Wednesday, July 23, 2008

CONTROLLING FREEDOM OF THOUGHT

From a 2004 interview with Noam Chomsky recently rerun by the Progressive:

Q: Why do so many people in the United States just go along with U.S. policy?

Chomsky: What's striking is that this view is accepted without coercion. If you're living in a dictatorship or under kings and princes or in a place run by murderous bishops, you'd better take that view or you're in deep trouble. You get burned at the stake or thrown into the gulag or something.

In the West, you don't get in any trouble if you tell the truth, but you still can't do it. Not only can't you tell the truth, you can't think the truth. It's just so deeply embedded, deeply instilled, that without any meaningful coercion it comes out the same way it does in a totalitarian state.

Orwell had some words about this in his unpublished introduction to Animal Farm. He says straight, look, in England what comes out in a free country is not very different from this totalitarian monster that I'm describing in the book. It's more or less the same. How come in a free country? He has two sentences, which are pretty accurate. One, he says, the press is owned by wealthy men who have every reason not to want certain ideas to be expressed. And second--and I think this is much more important--a good education instills in you the intuitive understanding that there are certain things it just wouldn't do to say.

I don't think he goes far enough. I'd say there are certain things it wouldn't do to think. A good education instills in you the intuitive comprehension--it becomes unconscious and reflexive--that you just don't think certain things, things that are threatening to power interests.

Not everyone accepts this. But most of us, if we are honest with ourselves, can look back at our own personal history. For those of us who got into good colleges or the professions, did we stand up to that high school history teacher who told us some ridiculous lie about American history and say, "That's a ridiculous lie. You're an idiot"? No. We said, "All right, I'll keep quiet, and I'll write it in the exam and I'll think, yes, he's an idiot." And it's easy to say and believe things that improve your self-image and your career and that are in other ways beneficial to yourselves.

It's very hard to look in the mirror. We all know this. It's much easier to have illusions about yourself. And in particular, when you think, well, I'm going to believe what I like, but I'll say what the powerful want, you do that over time, and you believe what you say.


More here.

The more I think about the way things are, the more difficult it becomes to have conversations with ordinary people about my conclusions. That is, it is extraordinarily difficult to buck "conventional wisdom," to criticize "truths" that "everybody knows."

My most personal example is the many conversations I've had with American adults about education--teenagers, on the other hand, are usually a sympathetic audience, for obvious reasons. When I say that the American education system is about indoctrinating children into a culture of obedience and authority, and that any actual learning in the schools is usually happenstance or accidental, I am almost always met with some heavy skepticism. To most Americans, especially so-called liberals, this is pure lunacy. Education is a sacred cow; its very existence is not to be questioned: it is one of our truly noble pursuits. Who could argue with bringing knowledge and insight to young Americans?

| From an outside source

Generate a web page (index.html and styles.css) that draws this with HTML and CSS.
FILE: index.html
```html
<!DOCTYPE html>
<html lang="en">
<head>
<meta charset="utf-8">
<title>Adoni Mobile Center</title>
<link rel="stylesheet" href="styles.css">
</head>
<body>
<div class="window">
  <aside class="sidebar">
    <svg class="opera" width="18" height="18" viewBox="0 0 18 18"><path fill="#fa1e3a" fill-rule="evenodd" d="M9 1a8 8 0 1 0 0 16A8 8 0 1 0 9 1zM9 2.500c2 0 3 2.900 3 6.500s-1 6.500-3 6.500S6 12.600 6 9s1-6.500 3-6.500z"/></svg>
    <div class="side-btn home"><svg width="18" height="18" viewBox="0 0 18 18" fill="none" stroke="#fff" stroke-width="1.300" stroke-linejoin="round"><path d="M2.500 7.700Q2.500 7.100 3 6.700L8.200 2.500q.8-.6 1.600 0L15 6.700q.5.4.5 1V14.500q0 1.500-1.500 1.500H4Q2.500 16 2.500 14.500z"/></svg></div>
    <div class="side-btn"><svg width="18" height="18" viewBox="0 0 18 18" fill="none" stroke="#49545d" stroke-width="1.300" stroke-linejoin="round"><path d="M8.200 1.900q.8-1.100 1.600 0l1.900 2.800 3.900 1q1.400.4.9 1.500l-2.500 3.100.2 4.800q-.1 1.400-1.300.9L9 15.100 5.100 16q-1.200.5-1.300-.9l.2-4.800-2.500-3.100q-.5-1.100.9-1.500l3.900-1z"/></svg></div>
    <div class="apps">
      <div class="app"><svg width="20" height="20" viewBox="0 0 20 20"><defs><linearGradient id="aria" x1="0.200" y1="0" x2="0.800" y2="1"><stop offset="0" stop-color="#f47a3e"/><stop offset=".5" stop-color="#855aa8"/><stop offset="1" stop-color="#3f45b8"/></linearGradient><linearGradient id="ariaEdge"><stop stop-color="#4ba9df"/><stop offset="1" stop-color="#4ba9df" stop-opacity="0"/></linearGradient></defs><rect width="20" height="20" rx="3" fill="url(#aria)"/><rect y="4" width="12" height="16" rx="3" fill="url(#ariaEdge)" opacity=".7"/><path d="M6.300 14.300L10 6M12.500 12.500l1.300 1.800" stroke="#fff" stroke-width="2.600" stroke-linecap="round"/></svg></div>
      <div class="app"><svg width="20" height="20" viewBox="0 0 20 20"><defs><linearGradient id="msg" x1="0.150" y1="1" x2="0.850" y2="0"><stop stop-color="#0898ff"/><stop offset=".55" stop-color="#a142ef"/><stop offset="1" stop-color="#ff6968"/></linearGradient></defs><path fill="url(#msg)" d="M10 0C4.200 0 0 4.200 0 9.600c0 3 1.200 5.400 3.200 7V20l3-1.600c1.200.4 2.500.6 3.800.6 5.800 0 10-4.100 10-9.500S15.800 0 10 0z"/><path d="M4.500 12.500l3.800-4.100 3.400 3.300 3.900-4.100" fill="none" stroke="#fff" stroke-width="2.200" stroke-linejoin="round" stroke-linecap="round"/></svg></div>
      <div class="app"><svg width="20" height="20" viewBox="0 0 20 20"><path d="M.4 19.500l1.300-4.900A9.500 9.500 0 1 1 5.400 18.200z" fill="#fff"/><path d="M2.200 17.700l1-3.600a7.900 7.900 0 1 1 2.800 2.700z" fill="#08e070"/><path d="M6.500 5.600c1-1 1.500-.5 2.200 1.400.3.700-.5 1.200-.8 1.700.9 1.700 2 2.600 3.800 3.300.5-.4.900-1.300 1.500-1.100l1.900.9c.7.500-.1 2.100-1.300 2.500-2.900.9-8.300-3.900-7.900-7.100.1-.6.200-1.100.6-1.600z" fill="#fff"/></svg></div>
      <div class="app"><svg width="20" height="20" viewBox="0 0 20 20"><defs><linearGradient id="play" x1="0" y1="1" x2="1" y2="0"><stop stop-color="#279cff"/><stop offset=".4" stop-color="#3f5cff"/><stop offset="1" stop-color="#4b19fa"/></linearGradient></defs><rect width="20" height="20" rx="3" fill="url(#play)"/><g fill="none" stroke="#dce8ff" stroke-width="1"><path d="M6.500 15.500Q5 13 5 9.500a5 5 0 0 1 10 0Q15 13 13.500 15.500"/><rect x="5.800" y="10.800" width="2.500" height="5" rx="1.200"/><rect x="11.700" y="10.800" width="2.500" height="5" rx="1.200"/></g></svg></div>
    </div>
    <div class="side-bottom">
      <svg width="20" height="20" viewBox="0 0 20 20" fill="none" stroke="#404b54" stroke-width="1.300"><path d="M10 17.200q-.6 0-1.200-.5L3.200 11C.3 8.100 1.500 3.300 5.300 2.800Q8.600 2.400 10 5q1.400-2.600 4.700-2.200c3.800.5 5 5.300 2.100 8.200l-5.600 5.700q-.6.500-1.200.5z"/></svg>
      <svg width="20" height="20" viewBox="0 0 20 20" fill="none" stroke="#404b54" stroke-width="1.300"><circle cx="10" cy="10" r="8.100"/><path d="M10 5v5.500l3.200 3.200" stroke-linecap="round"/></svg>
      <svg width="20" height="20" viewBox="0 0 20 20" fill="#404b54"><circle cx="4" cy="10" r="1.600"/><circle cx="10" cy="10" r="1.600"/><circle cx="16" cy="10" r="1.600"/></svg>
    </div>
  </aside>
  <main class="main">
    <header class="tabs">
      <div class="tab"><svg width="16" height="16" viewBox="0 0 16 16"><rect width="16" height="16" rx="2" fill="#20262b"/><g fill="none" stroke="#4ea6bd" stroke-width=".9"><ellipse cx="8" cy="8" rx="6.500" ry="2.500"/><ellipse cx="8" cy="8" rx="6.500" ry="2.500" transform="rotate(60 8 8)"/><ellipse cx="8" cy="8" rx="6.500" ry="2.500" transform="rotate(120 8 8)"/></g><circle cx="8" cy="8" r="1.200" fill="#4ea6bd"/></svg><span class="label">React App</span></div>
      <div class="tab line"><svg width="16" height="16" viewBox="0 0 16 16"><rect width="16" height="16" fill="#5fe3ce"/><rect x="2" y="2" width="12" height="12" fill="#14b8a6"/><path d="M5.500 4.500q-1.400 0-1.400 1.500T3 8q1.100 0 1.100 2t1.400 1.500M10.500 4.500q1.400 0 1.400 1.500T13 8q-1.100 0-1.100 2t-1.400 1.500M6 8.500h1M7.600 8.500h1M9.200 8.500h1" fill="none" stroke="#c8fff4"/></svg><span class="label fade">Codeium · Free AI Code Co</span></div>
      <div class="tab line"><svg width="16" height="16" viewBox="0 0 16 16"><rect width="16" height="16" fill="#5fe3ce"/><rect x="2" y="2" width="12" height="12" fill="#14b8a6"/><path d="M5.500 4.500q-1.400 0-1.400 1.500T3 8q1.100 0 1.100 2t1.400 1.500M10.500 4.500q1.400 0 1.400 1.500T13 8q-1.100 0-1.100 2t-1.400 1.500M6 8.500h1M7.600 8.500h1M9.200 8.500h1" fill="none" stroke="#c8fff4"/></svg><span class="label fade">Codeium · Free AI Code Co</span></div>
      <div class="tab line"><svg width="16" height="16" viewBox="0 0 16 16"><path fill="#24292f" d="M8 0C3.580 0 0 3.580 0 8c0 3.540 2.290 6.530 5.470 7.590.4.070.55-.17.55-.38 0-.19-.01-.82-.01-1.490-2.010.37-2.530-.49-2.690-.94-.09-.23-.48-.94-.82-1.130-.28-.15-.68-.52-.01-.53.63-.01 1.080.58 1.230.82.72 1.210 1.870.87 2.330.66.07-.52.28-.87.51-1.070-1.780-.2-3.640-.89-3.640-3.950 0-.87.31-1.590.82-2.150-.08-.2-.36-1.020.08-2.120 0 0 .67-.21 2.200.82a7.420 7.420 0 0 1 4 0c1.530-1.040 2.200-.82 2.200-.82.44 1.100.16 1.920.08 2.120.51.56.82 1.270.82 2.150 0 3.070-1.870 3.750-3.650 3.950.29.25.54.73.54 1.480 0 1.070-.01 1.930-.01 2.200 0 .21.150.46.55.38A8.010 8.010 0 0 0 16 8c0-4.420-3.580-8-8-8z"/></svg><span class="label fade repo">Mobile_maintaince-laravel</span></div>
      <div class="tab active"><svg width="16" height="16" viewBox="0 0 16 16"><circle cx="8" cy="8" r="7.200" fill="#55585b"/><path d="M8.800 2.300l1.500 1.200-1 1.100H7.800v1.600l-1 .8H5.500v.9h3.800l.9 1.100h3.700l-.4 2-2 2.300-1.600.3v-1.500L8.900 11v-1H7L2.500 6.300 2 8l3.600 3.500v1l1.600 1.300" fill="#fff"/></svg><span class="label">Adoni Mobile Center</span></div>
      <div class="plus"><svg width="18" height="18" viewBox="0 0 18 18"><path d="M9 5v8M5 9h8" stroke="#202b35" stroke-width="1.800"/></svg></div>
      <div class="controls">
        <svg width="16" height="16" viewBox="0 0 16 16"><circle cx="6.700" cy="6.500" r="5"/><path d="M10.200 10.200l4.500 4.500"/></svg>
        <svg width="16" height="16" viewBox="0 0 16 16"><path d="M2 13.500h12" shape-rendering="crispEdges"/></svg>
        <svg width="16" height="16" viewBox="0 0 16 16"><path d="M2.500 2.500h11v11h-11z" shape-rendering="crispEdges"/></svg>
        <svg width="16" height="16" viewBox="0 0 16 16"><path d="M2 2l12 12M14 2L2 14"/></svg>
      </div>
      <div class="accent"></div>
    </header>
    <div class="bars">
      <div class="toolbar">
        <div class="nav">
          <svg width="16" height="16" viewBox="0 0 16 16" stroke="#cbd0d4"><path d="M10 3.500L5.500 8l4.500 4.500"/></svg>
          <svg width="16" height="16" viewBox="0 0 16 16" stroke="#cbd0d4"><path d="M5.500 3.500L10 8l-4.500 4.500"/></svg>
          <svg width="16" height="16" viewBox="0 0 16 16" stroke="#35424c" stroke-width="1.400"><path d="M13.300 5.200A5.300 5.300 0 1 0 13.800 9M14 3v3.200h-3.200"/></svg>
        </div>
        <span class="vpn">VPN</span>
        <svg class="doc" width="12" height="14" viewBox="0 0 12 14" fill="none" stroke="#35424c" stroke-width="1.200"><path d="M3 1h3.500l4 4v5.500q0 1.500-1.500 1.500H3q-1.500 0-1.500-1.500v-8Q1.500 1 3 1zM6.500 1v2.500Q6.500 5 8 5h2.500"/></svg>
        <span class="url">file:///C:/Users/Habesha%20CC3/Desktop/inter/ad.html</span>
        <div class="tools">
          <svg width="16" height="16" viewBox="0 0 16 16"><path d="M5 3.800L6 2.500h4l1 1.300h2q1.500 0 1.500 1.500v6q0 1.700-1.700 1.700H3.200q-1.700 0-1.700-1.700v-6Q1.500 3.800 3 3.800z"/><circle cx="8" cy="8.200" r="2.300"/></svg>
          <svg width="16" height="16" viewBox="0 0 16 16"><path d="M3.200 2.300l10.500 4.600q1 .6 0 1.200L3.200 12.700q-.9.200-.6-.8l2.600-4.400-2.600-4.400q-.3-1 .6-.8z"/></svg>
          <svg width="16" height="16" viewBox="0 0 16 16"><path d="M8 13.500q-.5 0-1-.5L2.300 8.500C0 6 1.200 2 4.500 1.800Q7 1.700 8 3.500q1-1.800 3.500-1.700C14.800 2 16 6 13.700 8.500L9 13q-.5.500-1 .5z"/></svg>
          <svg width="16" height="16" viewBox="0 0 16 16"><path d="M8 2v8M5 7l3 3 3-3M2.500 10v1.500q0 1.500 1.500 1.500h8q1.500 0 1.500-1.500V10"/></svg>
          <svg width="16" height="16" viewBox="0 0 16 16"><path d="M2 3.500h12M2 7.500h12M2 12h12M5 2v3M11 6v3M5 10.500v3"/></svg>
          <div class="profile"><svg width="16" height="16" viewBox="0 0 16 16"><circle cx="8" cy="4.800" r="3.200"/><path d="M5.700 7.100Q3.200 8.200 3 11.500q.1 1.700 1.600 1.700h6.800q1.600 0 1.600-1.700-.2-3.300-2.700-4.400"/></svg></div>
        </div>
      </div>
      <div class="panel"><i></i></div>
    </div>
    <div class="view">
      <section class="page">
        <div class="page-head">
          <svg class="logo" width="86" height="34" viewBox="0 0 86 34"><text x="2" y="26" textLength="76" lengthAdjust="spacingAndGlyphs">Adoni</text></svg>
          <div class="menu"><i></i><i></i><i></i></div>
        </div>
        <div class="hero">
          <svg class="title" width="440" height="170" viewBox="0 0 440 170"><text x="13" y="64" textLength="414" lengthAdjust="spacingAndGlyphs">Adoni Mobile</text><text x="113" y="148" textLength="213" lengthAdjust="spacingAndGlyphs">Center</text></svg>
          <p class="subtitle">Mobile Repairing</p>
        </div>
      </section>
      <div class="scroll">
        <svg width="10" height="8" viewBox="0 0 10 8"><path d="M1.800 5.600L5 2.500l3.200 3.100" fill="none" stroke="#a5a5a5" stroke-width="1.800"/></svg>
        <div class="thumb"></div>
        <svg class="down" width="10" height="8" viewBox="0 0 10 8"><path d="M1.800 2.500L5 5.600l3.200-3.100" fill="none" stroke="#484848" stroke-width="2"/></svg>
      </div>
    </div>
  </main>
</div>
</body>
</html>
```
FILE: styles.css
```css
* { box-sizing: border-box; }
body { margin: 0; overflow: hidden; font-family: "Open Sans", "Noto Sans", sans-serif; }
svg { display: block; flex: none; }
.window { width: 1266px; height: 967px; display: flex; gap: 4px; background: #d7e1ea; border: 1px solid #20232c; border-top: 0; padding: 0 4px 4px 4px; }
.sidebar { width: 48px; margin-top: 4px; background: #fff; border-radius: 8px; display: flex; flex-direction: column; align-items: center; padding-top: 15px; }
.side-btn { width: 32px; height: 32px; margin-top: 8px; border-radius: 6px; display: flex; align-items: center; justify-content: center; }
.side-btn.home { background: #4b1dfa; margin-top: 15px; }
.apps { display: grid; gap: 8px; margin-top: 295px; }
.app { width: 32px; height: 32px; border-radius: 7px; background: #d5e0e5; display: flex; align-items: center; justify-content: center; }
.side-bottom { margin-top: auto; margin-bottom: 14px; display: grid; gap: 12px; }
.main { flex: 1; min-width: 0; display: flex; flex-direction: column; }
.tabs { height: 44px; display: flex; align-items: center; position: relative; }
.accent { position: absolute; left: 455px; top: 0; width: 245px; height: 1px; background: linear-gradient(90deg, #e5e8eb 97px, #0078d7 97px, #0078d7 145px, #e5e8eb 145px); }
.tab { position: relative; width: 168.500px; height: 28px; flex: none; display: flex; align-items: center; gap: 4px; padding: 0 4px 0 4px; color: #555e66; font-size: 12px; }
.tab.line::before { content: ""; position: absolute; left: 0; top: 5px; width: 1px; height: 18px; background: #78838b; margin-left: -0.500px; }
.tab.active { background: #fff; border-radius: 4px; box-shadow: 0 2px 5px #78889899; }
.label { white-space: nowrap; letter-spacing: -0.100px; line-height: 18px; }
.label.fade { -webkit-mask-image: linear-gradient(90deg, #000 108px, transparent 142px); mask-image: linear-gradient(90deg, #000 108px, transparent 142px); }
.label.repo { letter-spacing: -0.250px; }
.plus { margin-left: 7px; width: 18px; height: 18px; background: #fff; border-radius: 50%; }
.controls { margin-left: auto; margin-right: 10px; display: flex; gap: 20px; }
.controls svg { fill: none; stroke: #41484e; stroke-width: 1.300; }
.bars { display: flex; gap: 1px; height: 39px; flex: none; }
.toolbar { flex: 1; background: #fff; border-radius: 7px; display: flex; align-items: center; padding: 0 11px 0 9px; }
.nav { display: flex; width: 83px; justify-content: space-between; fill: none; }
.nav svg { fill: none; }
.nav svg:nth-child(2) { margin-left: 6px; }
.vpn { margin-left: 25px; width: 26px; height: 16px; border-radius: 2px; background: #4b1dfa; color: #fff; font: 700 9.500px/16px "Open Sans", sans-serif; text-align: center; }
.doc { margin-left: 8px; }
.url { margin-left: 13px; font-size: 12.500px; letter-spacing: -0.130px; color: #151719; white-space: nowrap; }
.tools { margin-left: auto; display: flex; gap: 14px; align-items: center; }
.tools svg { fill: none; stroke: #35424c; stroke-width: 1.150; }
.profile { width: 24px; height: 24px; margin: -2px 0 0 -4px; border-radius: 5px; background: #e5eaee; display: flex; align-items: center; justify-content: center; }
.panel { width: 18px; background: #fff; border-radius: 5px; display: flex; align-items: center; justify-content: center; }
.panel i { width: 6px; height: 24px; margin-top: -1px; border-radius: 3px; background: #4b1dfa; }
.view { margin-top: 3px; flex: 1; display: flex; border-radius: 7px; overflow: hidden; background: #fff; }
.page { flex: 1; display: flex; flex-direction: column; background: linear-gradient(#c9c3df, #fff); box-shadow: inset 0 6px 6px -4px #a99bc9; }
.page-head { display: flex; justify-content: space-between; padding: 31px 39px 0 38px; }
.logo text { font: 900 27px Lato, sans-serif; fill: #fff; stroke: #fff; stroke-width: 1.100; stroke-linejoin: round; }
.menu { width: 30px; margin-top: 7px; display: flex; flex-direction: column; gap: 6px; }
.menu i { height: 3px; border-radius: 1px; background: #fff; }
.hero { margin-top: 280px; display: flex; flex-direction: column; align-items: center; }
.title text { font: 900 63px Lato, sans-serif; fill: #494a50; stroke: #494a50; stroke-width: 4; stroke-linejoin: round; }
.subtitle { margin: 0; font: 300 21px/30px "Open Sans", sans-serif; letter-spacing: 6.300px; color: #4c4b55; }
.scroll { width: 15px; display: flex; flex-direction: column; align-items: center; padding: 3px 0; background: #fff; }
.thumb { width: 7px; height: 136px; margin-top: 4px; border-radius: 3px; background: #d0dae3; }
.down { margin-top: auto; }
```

Well, that's the problem. Education does not bring knowledge and insight to young Americans. Generally, they pick that up all by themselves, sometimes with the help of the schools, but usually not. But because education, as a cultural concept, is supposed to be such a great and beautiful thing, people just don't question it. I mean, sure, everybody's always going on about how bad the schools are and all that, but nobody questions our basic assumptions about how we approach the concept of learning itself, which means that the authoritarian emphasis of education is also unquestioned. "Education" is a great and wonderful thing, and any coercion used in the process is just "common sense," something needed in order to execute the great and wonderful thing.

I've actually gotten some rather hostile reactions from teachers when I start talking this way. How could I possibly question the great and wonderful thing?

I could go on, but I'm sure you get the idea. It's the same thing when talking about American character, or whether teens should have sex, or taxation. Despite all our freedom, there are many places where Americans just won't allow their minds to go. And they'll get pissed off if you insist on taking them there. What?!? The New York Times is conservative?!? Obama isn't liberal?!? The Christian god is crazy and/or evil?!? How dare you?!?

I think the rest of my life is going to be fun.